# Fredericton, NB SPCA Has 5 Rats



## tab2008 (Feb 29, 2008)

Country: Canada
State/Region: New Brunswick
City/Town: Fredericton
Number of rats: 5
Gender: 3 Male + 2 Female
Age(s): Unknown
Name(s): Jean, Seven of Nine, Luc, Pickard, Deanna
Colours:
85 - black with white belly - male - "Jean"
86 - white with cream - female - "Seven of Nine"
87 - white - male - "Luc"
88 - white with cream - male - "Pickard"
89 - white - female - "Deanna"
Neutered:
Reason for rehoming: Left at a Church
Temperament: Timid but Friendly
Medical problems: Unknown
Will the group be split: Yes
Transport available: Unknown
Other:
URL of Pictures: http://www.frederictonspca.ca/other_rats.php
Adoption Fees: 20$

http://www.frederictonspca.ca/other_rats.php



















Sorry about the original formatting.

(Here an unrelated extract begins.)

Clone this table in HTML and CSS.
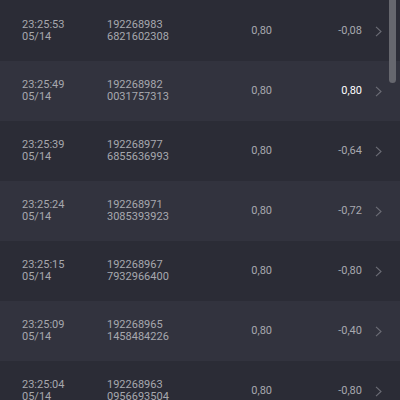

I never even noticed the notice.


----------



## twitch (Jan 4, 2007)

if they were older males i would be all over it. 

in anycase please read the format for posting and adjust your post accordingly. otherwise i will have to delete it if the changes are not made within 3 days. having a link to the fredericton spca website would be a good idea as well.


----------